Series of computer monitors sold by Apple Computer, Inc.

The Apple Studio Display is a series of non-widescreen LCD and CRT displays manufactured and sold by Apple Computer, Inc. and introduced in 1998. After the 1999 introduction of the widescreen Apple Cinema Display, the Apple Studio Display line ran concurrently until it was discontinued in 2004. With the exception of the last model, the 5:4 17" Apple Studio Display, all Apple Studio Displays had an aspect ratio of 4:3.

Apple Studio Displays offered DB-15, VGA, DVI, and ADC as their display input. Some inputs Apple Studio Displays used were USB, Composite video, S-Video, ADB, RCA audio connectors, and headphone jacks.

Apple reused the "Studio Display" name nearly 18 years later for a different display model, launched in March 2022.

==Models==
===LCD models (1998-2003)===
The first Apple display using LCD technology was known as the Apple Studio Display (15-inch flat panel). It was introduced at the 1998 Seybold Seminars Expo alongside the Power Macintosh G3/300 DT and had an initial retail price of US$1,999. MacWorld Magazine's Seybold conference coverage said the pricing "would have been considered aggressive a few months ago, but given recently plummeting prices for LCD monitors, Apple's display should be in the middle of the pack."

It has DA-15 connector for connecting the display to a computer, and 2 ADB ports, an S-Video and Composite video port, as well as RCA audio connectors and a headphone jack. Although it was intended to be paired with the Power Macintosh G3, its blue and translucent plastic design was ahead of G3 which were still beige. It is the first translucent Apple product since the eMate, predating the iMac G3 by a few months. The Studio Display requires System 7.5 or later, and has a brightness of 180 cd/m2.

====Power Macintosh G3 Blue and White Styling====
The Studio Display received its first major revision at MacWorld January 1999 with "ice white" and "blueberry" styling to match the new Power Macintosh G3 Blue and White, a brighter panel (200 cd/m2), and a lower retail price of US$1,099.

In August 1999, it was replaced with a model featuring DVI and USB ports with a white and graphite exterior styling.

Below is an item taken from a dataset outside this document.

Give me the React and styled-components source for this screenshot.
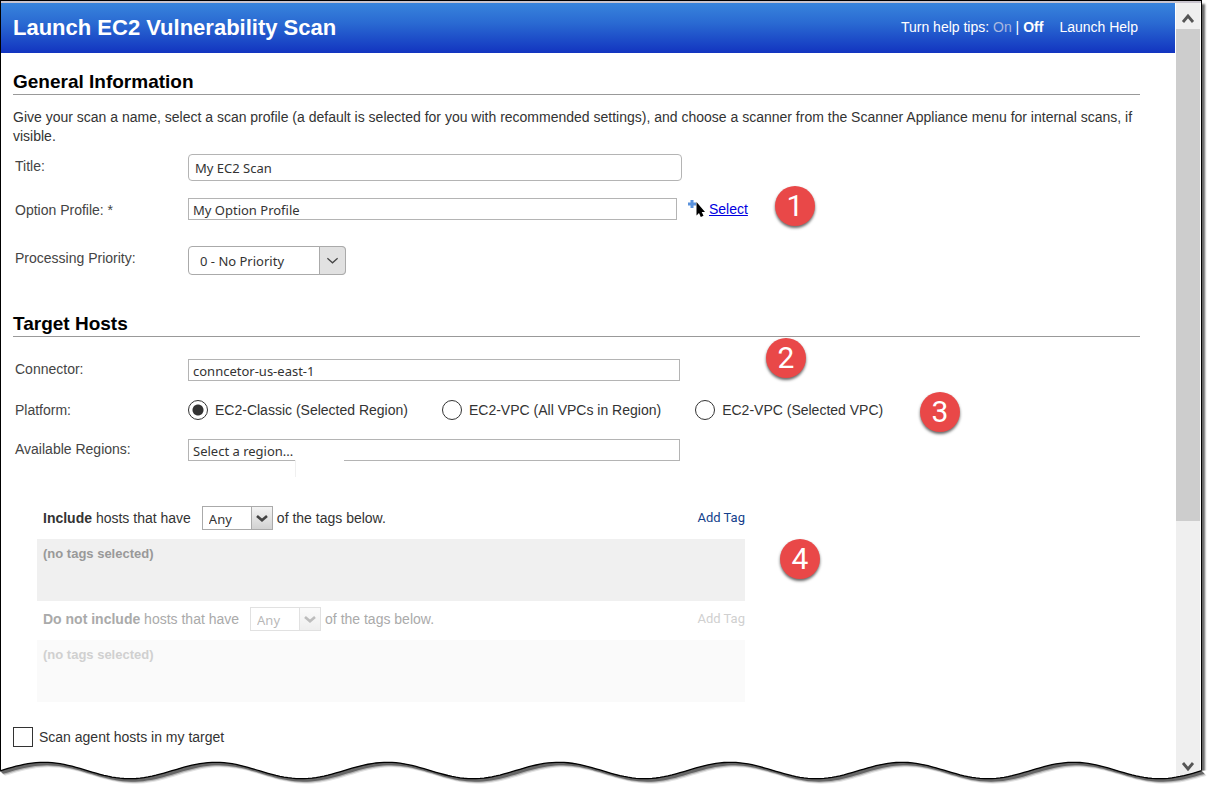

====Power Macintosh G4 Styling====
In July 2000, a model (M2454) featuring an ADC connector and a clear plastic three-legged stand based on the 22" (55 cm) Apple Cinema Display was introduced and was included with the iconic G4 Cube. It was discontinued in January 2003. All 15" (35 cm) Studio Displays had a native resolution of 1024x768 pixels. In May 2001, Apple released a 17" Studio Display (Model No: M7649) with a native resolution of 1280x1024 at an MSRP of $999. On January 28, 2003, the price was lowered to $699 and the 15" Studio Display was discontinued, leaving the 17" Studio Display as the last available model in the Apple Studio Display line, with no successor in sight. In June 2004, Apple retired the 17" Studio Display and the Apple Studio Display line in favor of their widescreen line, the Apple Cinema Display.

===CRT models (1999-2001)===
Apple introduced 17" and 21" Studio Displays with cathode ray tubes (CRTs) in January 1999 with VGA DE-15 connectors and "blueberry" and white exterior styling to match the Power Macintosh G3 Blue & White. In August 1999 the exterior styling was changed to "graphite" and white to match the Power Macintosh G4. In July 2000, the 21" model was discontinued, and the 17" model was replaced with a new model with a transparent plastic enclosure and an ADC connector. Apple discontinued CRT displays in May 2001.